Another thing that also escapes the attention of the Scottish pro-independence brigade is the conspicuous absence of indigenous private industry in Scotland. If Scotland is granted independence, what private industry that still exists in Scotland may be inclined to relocate back to England and elsewhere; as the SNP is a hard-left party that may worry potential investors. England, however, enjoys ample private industry compared to its Celtic neighbours. Not to mention Scotland would be withdrawing from the security of the pound. They'd be ripe for an even more hidious episode of exploitation and economic slavery under the Euro than they ever were under their Saxon overlord.

Having said that, though, I'd be interested to see how Scotland would fair if it went it alone.
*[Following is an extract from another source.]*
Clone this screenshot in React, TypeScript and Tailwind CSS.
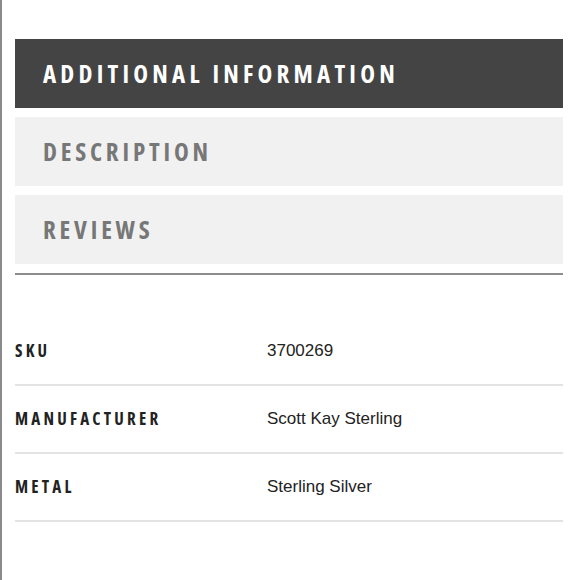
const tabs = [
  { label: "ADDITIONAL INFORMATION", active: true },
  { label: "DESCRIPTION", active: false },
  { label: "REVIEWS", active: false },
];

const rows = [
  { label: "SKU", value: "3700269" },
  { label: "MANUFACTURER", value: "Scott Kay Sterling" },
  { label: "METAL", value: "Sterling Silver" },
];

export default function App() {
  return (
    <div className="w-[580px] h-[580px] bg-white border-l-2 border-[#8a8a8a] overflow-hidden">
      <div className="pl-[13px] pr-[17px] pt-[39px]">
        <div className="flex flex-col gap-[9px]">
          {tabs.map((t) => (
            <div
              key={t.label}
              className={
                t.active
                  ? "h-[69px] bg-[#444444] flex items-center pl-[28px]"
                  : "h-[69px] bg-[#f1f1f1] flex items-center pl-[28px]"
              }
            >
              <span
                className={
                  t.active
                    ? "font-['Open_Sans'] font-bold [font-stretch:condensed] text-[25px] tracking-[4.2px] text-white"
                    : "font-['Open_Sans'] font-bold [font-stretch:condensed] text-[25px] tracking-[3.8px] text-[#777777]"
                }
              >
                {t.label}
              </span>
            </div>
          ))}
        </div>
        <div className="h-[2px] bg-[#8c8c8c] mt-[9px]" />

        <div className="mt-[43px]">
          {rows.map((r) => (
            <div key={r.label} className="h-[68px] flex items-center border-b-2 border-[#e3e3e3]">
              <span className="w-[252px] font-['Open_Sans'] font-bold [font-stretch:condensed] text-[17px] tracking-[3.2px] text-[#222222]">
                {r.label}
              </span>
              <span className="font-['Liberation_Sans'] text-[17px] text-[#222222]">{r.value}</span>
            </div>
          ))}
        </div>
      </div>
    </div>
  );
}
Ireland, for instance, flourished under London's direct control. Look where they are now.
i doubt scotish people will vote for this. far to risky for them.

They are not idiots. The 'Barnett Formula' guarantees the Scotts an extra 25p of public money spent per pound spent in England. This equally applies to Wales and NI. That's why they don't want to leave the union. And, that's why I and many other English wouldn't give a toss if they went independant - we 'Sassenachs' wouldn't have to prop up the generous social services they do and we don't enjoy. In short - stop whinging Scotts or piss off and vote for independance, and see how long your oil will keep you going, cos there are plenty of regions of England that could do with the dosh wasted on you.

PS. Isn't it pathetic that Mel Gibson and the events of 700 years ago have to play a part in this discussion. Oh well, it is the US/hollywood history message board after all.

PPS. Actually, the oil rights wouldn't have to be bought. They'd be split, and assigned to Scotland in a similar manner that the North Sea oil rights were originally split and assigned to the various nations bordering it.